The Bible teaches that we should not take God's name in vain.
Most Rated PG-13, R and rated X videos take God's name in vain, and so we
should not watch them.
For the reasons above, it is important that Christians produce
moral erotic DVDs for married couples. DVDs that promote marriage, that
glorify God, that show marriage love, as pure and wholesome and beautiful and
awesome.
Where Will
The Video For The DVDs Come From?
The pictures and
video footage for the DVDs will come from various sources. We are
committed to only use video footage that is moral. By this we mean that
if the video footage includes sexual activity, we will make sure the
couple was married when the video was taken.
Will The DVD Show Faces?
Each DVD will be a
collage of pictures and video footage. The parts of the DVD that are not
intimate will show faces. But any part of a DVD that contains nudity will
have the faces blurred so that they are not identifiable. Because the DVD
is a collage of pictures and footage, that are seemingly randomly changing,
there should be no reason to believe that the persons in the non-sexual part of
the DVD are the same persons that are in the intimate part of the DVD.
How Can We Help With The DVD
Project?
In order to produce these moral marriage love stories DVDs, we need married couples to volunteer and donate video footage of
their weddings, their anniversaries, their vacations and their love lives.
If you are a
married couple who would like to donate old videos or pictures or new video
footage or pictures that we can use in our DVDs, please send your pictures and
video footage to our address above along with your contact information and a
statement signed by both you and your spouse, saying that we can use the pictures
and video footage in our DVDs.
We need video
footage of weddings and of beautiful places like honeymoon spots and vacation
spots.
Please understand
that your video and pictures may end up, over the years, being looked at by
millions or even billions of married couples and adults.
Are We Young Enough And Good
Looking Enough?
For our marriage
love stories DVD's we can use video footage of all ages and all shapes and sizes
of married couples. While we especially can use video of young couples,
we can also use video footage of old couples, middle
age couples, skinny couples,
and overweight couples.
We want this wide
range of video content, to help all those who might watch the DVD, identify
with the DVD, so that they can feel like it represents them as a married
couple. We will use this wide array of variety of married couples to
piece together the collage of video for the marriage love stories.

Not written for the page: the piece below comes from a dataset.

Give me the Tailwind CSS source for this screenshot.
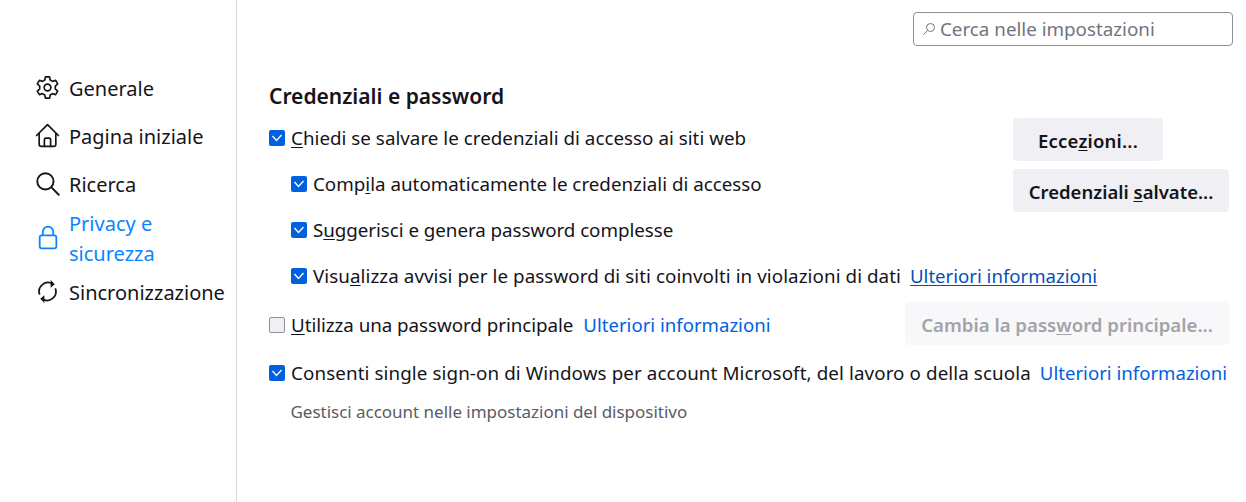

For intimate scenes in the romantic and passionate
stories, where the clothes come off, we will insert into the collage of
video, footage of attractive relatively young married couples (with their faces
blurred), so that the DVD serves it's purpose of increasing passion in the
marriages of those who watch it.
Will You Send The Video And
Pictures Back?
If you ask us to
send your video and pictures back to you we will mail them back to you.
If we receive
millions of videos, then we may have to reject them, so that they go back to
the sender for free, because we do not have millions of dollars for return
postage.
But assuming we
receive 100 to 200 videos, yes we will accept them, review them and return
them if you ask us to return them to you. We will return, all the videos that we accept for delivery
if in your accompanying letter you request that we return them.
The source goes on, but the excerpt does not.